- [Dataset excerpt]

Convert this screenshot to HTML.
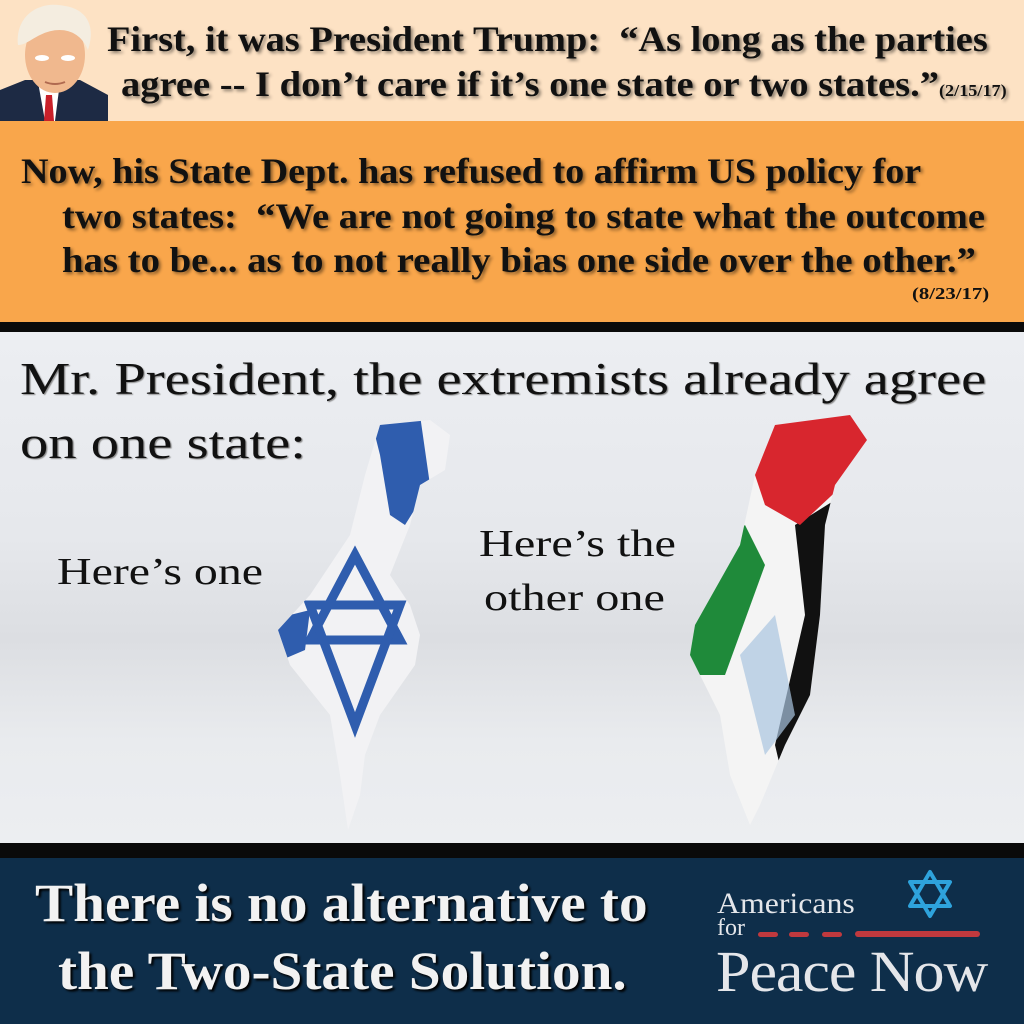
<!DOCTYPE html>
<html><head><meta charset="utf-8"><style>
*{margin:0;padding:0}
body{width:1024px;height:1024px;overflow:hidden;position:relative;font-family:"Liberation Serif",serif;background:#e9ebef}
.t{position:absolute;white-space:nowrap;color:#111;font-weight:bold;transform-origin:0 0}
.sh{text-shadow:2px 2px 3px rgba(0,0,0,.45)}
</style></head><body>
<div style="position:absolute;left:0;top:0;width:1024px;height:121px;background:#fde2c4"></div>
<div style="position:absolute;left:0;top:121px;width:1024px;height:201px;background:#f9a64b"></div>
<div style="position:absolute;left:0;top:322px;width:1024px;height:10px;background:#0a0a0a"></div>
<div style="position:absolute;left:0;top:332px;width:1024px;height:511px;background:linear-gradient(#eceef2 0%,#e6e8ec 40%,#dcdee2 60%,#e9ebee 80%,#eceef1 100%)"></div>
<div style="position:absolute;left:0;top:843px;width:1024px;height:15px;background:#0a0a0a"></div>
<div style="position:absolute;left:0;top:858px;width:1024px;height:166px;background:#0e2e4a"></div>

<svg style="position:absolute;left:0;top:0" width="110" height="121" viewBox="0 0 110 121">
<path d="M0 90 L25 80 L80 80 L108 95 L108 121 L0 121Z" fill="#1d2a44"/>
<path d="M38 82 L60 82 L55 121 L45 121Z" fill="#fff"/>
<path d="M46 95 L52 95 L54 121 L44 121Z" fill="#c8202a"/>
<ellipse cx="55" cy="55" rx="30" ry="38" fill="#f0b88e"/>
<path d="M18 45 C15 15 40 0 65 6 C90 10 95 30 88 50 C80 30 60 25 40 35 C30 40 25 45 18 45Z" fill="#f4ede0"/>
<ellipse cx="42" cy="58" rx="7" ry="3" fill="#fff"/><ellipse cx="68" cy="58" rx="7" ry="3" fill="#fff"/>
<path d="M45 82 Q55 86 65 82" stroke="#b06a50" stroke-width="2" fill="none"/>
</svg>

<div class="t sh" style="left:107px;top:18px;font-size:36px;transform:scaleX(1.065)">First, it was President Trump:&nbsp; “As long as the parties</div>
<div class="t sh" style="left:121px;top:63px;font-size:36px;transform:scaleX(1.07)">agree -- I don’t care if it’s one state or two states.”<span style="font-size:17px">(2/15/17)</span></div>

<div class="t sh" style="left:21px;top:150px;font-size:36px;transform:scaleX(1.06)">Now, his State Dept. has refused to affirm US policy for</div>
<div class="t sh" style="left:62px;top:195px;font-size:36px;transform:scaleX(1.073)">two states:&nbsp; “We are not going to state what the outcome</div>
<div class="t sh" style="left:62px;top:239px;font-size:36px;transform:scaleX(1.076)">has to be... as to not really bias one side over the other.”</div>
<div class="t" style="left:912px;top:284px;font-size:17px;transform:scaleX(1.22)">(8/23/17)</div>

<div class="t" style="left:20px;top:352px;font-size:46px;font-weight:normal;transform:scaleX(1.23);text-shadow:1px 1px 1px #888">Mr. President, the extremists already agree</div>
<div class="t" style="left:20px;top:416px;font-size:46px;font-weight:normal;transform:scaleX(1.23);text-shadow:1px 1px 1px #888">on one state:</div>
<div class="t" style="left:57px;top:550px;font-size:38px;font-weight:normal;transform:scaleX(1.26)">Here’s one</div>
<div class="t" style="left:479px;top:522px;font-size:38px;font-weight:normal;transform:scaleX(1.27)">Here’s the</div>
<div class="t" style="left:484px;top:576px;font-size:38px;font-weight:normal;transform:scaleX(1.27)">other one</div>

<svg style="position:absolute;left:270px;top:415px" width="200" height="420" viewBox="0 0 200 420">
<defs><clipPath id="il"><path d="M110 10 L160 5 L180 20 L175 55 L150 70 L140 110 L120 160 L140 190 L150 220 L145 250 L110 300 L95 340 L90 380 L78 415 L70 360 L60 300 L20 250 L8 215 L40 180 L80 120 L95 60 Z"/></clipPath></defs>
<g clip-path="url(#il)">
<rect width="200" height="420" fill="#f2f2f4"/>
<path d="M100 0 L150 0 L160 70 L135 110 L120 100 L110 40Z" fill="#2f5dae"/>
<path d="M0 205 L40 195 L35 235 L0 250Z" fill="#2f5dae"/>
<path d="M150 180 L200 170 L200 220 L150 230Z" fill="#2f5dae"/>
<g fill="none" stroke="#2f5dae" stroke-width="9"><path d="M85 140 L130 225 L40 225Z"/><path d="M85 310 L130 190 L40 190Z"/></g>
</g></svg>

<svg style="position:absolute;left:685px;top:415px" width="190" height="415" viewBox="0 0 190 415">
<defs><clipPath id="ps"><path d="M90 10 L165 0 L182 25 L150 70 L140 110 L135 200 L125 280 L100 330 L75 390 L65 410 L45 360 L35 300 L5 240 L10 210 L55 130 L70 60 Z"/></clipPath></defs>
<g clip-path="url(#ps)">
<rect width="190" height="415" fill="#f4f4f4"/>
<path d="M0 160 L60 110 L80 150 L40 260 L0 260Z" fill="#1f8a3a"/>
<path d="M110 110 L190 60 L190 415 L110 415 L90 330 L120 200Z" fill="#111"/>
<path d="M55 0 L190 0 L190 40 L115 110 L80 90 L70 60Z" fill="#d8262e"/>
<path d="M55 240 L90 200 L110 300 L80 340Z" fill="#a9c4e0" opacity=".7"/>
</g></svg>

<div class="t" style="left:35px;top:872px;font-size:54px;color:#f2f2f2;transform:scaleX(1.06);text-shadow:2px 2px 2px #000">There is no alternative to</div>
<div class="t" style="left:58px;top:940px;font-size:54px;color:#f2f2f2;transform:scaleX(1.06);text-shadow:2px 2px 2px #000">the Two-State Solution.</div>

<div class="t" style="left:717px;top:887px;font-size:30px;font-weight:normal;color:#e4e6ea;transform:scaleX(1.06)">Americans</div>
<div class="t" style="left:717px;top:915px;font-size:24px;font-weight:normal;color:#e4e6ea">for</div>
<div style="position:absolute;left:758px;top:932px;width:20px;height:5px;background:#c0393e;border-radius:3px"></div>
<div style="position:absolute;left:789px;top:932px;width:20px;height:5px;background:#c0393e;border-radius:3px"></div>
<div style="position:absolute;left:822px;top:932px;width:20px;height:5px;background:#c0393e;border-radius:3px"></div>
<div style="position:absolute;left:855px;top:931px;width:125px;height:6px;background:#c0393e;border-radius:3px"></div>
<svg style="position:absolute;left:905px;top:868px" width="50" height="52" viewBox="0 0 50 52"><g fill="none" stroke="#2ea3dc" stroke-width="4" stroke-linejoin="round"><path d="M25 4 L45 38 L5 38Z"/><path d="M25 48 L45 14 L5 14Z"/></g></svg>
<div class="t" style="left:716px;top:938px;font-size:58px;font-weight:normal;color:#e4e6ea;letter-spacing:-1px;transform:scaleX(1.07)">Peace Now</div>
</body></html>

- [Your task] Every line above should be repeated exactly; pictures stay out of the copy.

- [Output]
Convert this screenshot to HTML.
<!DOCTYPE html>
<html><head><meta charset="utf-8"><style>
*{margin:0;padding:0}
body{width:1024px;height:1024px;overflow:hidden;position:relative;font-family:"Liberation Serif",serif;background:#e9ebef}
.t{position:absolute;white-space:nowrap;color:#111;font-weight:bold;transform-origin:0 0}
.sh{text-shadow:2px 2px 3px rgba(0,0,0,.45)}
</style></head><body>
<div style="position:absolute;left:0;top:0;width:1024px;height:121px;background:#fde2c4"></div>
<div style="position:absolute;left:0;top:121px;width:1024px;height:201px;background:#f9a64b"></div>
<div style="position:absolute;left:0;top:322px;width:1024px;height:10px;background:#0a0a0a"></div>
<div style="position:absolute;left:0;top:332px;width:1024px;height:511px;background:linear-gradient(#eceef2 0%,#e6e8ec 40%,#dcdee2 60%,#e9ebee 80%,#eceef1 100%)"></div>
<div style="position:absolute;left:0;top:843px;width:1024px;height:15px;background:#0a0a0a"></div>
<div style="position:absolute;left:0;top:858px;width:1024px;height:166px;background:#0e2e4a"></div>

<svg style="position:absolute;left:0;top:0" width="110" height="121" viewBox="0 0 110 121">
<path d="M0 90 L25 80 L80 80 L108 95 L108 121 L0 121Z" fill="#1d2a44"/>
<path d="M38 82 L60 82 L55 121 L45 121Z" fill="#fff"/>
<path d="M46 95 L52 95 L54 121 L44 121Z" fill="#c8202a"/>
<ellipse cx="55" cy="55" rx="30" ry="38" fill="#f0b88e"/>
<path d="M18 45 C15 15 40 0 65 6 C90 10 95 30 88 50 C80 30 60 25 40 35 C30 40 25 45 18 45Z" fill="#f4ede0"/>
<ellipse cx="42" cy="58" rx="7" ry="3" fill="#fff"/><ellipse cx="68" cy="58" rx="7" ry="3" fill="#fff"/>
<path d="M45 82 Q55 86 65 82" stroke="#b06a50" stroke-width="2" fill="none"/>
</svg>

<div class="t sh" style="left:107px;top:18px;font-size:36px;transform:scaleX(1.065)">First, it was President Trump:&nbsp; “As long as the parties</div>
<div class="t sh" style="left:121px;top:63px;font-size:36px;transform:scaleX(1.07)">agree -- I don’t care if it’s one state or two states.”<span style="font-size:17px">(2/15/17)</span></div>

<div class="t sh" style="left:21px;top:150px;font-size:36px;transform:scaleX(1.06)">Now, his State Dept. has refused to affirm US policy for</div>
<div class="t sh" style="left:62px;top:195px;font-size:36px;transform:scaleX(1.073)">two states:&nbsp; “We are not going to state what the outcome</div>
<div class="t sh" style="left:62px;top:239px;font-size:36px;transform:scaleX(1.076)">has to be... as to not really bias one side over the other.”</div>
<div class="t" style="left:912px;top:284px;font-size:17px;transform:scaleX(1.22)">(8/23/17)</div>

<div class="t" style="left:20px;top:352px;font-size:46px;font-weight:normal;transform:scaleX(1.23);text-shadow:1px 1px 1px #888">Mr. President, the extremists already agree</div>
<div class="t" style="left:20px;top:416px;font-size:46px;font-weight:normal;transform:scaleX(1.23);text-shadow:1px 1px 1px #888">on one state:</div>
<div class="t" style="left:57px;top:550px;font-size:38px;font-weight:normal;transform:scaleX(1.26)">Here’s one</div>
<div class="t" style="left:479px;top:522px;font-size:38px;font-weight:normal;transform:scaleX(1.27)">Here’s the</div>
<div class="t" style="left:484px;top:576px;font-size:38px;font-weight:normal;transform:scaleX(1.27)">other one</div>

<svg style="position:absolute;left:270px;top:415px" width="200" height="420" viewBox="0 0 200 420">
<defs><clipPath id="il"><path d="M110 10 L160 5 L180 20 L175 55 L150 70 L140 110 L120 160 L140 190 L150 220 L145 250 L110 300 L95 340 L90 380 L78 415 L70 360 L60 300 L20 250 L8 215 L40 180 L80 120 L95 60 Z"/></clipPath></defs>
<g clip-path="url(#il)">
<rect width="200" height="420" fill="#f2f2f4"/>
<path d="M100 0 L150 0 L160 70 L135 110 L120 100 L110 40Z" fill="#2f5dae"/>
<path d="M0 205 L40 195 L35 235 L0 250Z" fill="#2f5dae"/>
<path d="M150 180 L200 170 L200 220 L150 230Z" fill="#2f5dae"/>
<g fill="none" stroke="#2f5dae" stroke-width="9"><path d="M85 140 L130 225 L40 225Z"/><path d="M85 310 L130 190 L40 190Z"/></g>
</g></svg>

<svg style="position:absolute;left:685px;top:415px" width="190" height="415" viewBox="0 0 190 415">
<defs><clipPath id="ps"><path d="M90 10 L165 0 L182 25 L150 70 L140 110 L135 200 L125 280 L100 330 L75 390 L65 410 L45 360 L35 300 L5 240 L10 210 L55 130 L70 60 Z"/></clipPath></defs>
<g clip-path="url(#ps)">
<rect width="190" height="415" fill="#f4f4f4"/>
<path d="M0 160 L60 110 L80 150 L40 260 L0 260Z" fill="#1f8a3a"/>
<path d="M110 110 L190 60 L190 415 L110 415 L90 330 L120 200Z" fill="#111"/>
<path d="M55 0 L190 0 L190 40 L115 110 L80 90 L70 60Z" fill="#d8262e"/>
<path d="M55 240 L90 200 L110 300 L80 340Z" fill="#a9c4e0" opacity=".7"/>
</g></svg>

<div class="t" style="left:35px;top:872px;font-size:54px;color:#f2f2f2;transform:scaleX(1.06);text-shadow:2px 2px 2px #000">There is no alternative to</div>
<div class="t" style="left:58px;top:940px;font-size:54px;color:#f2f2f2;transform:scaleX(1.06);text-shadow:2px 2px 2px #000">the Two-State Solution.</div>

<div class="t" style="left:717px;top:887px;font-size:30px;font-weight:normal;color:#e4e6ea;transform:scaleX(1.06)">Americans</div>
<div class="t" style="left:717px;top:915px;font-size:24px;font-weight:normal;color:#e4e6ea">for</div>
<div style="position:absolute;left:758px;top:932px;width:20px;height:5px;background:#c0393e;border-radius:3px"></div>
<div style="position:absolute;left:789px;top:932px;width:20px;height:5px;background:#c0393e;border-radius:3px"></div>
<div style="position:absolute;left:822px;top:932px;width:20px;height:5px;background:#c0393e;border-radius:3px"></div>
<div style="position:absolute;left:855px;top:931px;width:125px;height:6px;background:#c0393e;border-radius:3px"></div>
<svg style="position:absolute;left:905px;top:868px" width="50" height="52" viewBox="0 0 50 52"><g fill="none" stroke="#2ea3dc" stroke-width="4" stroke-linejoin="round"><path d="M25 4 L45 38 L5 38Z"/><path d="M25 48 L45 14 L5 14Z"/></g></svg>
<div class="t" style="left:716px;top:938px;font-size:58px;font-weight:normal;color:#e4e6ea;letter-spacing:-1px;transform:scaleX(1.07)">Peace Now</div>
</body></html>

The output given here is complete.